Location
- 2821 Lansing Boulevard Wichita Falls, (Wichita County), Texas 76309 United States 33°53′5″N 98°32′46″W﻿ / ﻿33.88472°N 98.54611°W

Information
- Type: Private, Coeducational
- Religious affiliation: Roman Catholic
- Established: 1904
- Closed: 2021
- School district: Roman Catholic Diocese of Fort Worth
- Principal: Omar Montemayor
- Grades: pre-K–12
- Colors: Navy Blue & Vegas Gold
- Athletics conference: TAPPS
- Mascot: The Knight
- Team name: Knights
- Accreditation: TCCED and AdvancED
- Yearbook: The Knight
- Website: www.notredamecatholic.org

= Notre Dame Catholic School (Wichita Falls, Texas) =

Notre Dame Catholic School was a Roman Catholic high school, middle school, and elementary school in Wichita Falls, Texas. It was located in the Roman Catholic Diocese of Fort Worth.

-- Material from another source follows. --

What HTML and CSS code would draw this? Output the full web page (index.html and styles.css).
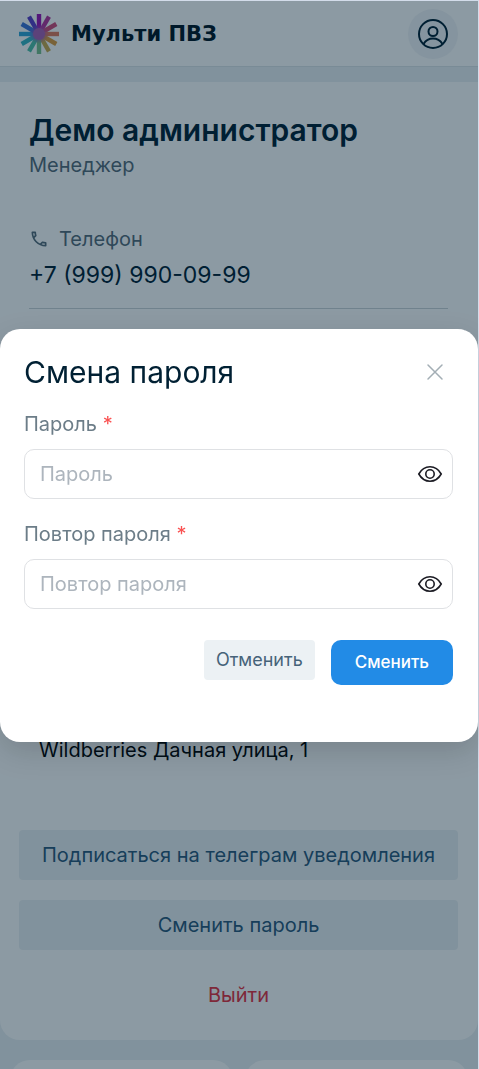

Notre Dame Catholic School was one school on two campuses. The lower campus accommodated pre-K through 5th grade. The upper campus accommodated 6th through 12th grade. The traditions of the institution were drawn from the Sisters of Saint Mary of Namur who, in 1904, founded the original school which was known as the Academy of Mary Immaculate. The Congregation of the Holy Cross who joined the Sisters of Saint Mary when the school was broadened to include high school age boys. The original school, which stood on the corner of Holliday and Ninth Streets, was the center of Catholic education in North Central Texas, being the only Catholic school from Fort Worth, 114 miles to the southeast, to Clarendon, 118 miles to the northwest. The present elementary school campus opened in the Fall of 1954 and was known as Our Lady Queen of Peace Parish School. In 1968, Sacred Heart Parish School merged with Our Lady Queen of Peace Parish School, creating a multi-parish school. Today, students attend from these parishes, as well as most of the Catholic parishes in the three-county metro area.

Nate Blakeslee of Texas Monthly stated that as Michael Fors Olson began his term as bishop of the Roman Catholic Diocese of Fort Worth, Notre Dame "had suffered waning attendance and was in need of major repairs."

==Closure==
After experiencing years of falling enrollment, the cost of deferred maintenance, and a negative balance sheet which forced "Notre Dame to spend virtually all its $581,772 in savings that were on hand at the beginning of the 2014 school year and to borrow approximately $815,000 from the Diocese to cover many of its operational expenses," in March 2021 the Diocese of Fort Worth announced that the school would be shut down at the end of the school year. The high school component is now demolished, with the elementary school remaining. Former principal Joe Cluley stated that right as the closure was happening, the school had "finally turned a corner" and that it would have been economical to repair the school. Additionally, some area parents criticized the closure in Wichita Falls-area media outlets.